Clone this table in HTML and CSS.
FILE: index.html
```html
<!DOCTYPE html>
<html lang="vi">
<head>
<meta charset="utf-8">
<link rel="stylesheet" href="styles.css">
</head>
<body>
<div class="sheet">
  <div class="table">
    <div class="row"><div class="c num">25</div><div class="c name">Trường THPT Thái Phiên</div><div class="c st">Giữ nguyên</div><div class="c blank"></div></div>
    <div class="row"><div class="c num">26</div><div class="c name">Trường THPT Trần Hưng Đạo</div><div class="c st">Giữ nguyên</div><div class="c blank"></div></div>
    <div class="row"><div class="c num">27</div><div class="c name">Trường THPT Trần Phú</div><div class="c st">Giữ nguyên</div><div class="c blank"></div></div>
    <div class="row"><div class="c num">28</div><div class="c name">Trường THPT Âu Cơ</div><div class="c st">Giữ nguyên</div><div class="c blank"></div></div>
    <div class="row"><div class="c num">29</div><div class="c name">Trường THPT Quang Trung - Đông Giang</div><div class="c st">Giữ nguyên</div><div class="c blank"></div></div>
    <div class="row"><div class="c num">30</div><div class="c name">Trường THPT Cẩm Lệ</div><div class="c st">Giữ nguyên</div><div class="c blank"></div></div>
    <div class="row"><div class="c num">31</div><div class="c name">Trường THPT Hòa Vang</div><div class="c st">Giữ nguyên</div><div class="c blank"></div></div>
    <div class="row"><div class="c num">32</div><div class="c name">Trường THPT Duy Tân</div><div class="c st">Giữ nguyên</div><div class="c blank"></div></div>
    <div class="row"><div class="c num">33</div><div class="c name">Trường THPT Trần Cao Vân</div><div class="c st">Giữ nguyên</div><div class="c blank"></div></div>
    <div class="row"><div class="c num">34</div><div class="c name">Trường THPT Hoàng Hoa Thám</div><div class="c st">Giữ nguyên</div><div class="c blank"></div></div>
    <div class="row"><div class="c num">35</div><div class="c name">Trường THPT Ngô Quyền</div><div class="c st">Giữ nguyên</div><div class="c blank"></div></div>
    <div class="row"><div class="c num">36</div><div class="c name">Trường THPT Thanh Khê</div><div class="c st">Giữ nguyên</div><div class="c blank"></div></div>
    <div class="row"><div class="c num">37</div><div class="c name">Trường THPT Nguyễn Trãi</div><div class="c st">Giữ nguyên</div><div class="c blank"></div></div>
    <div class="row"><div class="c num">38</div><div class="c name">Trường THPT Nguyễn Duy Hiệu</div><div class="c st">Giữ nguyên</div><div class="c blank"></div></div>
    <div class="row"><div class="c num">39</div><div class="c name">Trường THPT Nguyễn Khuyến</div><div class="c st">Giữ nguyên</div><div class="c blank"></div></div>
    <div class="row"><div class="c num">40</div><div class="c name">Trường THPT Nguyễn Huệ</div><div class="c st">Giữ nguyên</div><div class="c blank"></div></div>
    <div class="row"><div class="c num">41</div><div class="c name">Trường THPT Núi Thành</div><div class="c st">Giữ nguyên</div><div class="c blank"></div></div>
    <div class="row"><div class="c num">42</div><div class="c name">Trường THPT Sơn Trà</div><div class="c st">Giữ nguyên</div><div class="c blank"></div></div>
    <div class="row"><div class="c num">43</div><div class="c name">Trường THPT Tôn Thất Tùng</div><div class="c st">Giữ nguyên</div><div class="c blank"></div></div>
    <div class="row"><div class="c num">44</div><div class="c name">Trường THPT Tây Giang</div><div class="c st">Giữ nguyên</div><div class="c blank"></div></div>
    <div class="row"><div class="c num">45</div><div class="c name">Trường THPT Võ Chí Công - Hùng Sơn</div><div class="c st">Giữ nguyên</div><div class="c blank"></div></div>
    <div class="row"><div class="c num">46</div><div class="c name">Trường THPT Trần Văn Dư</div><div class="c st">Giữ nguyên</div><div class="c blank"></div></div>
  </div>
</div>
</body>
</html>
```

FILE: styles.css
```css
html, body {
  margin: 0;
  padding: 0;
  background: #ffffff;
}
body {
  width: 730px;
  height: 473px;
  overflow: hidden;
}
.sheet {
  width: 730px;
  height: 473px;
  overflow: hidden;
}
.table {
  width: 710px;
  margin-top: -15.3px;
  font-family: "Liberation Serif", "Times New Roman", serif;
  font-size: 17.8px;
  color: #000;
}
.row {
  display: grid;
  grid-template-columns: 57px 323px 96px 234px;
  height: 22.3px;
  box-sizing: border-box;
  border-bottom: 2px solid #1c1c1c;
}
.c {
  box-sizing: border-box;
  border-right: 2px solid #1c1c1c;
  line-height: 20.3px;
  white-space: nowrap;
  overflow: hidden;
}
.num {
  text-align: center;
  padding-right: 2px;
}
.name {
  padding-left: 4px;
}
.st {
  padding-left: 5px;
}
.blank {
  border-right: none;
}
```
· · ·
EXERCISE TASK:
Your task is to report how many lines of the material include the string "table". Give the number and no other words.

EXERCISE RESULT:
3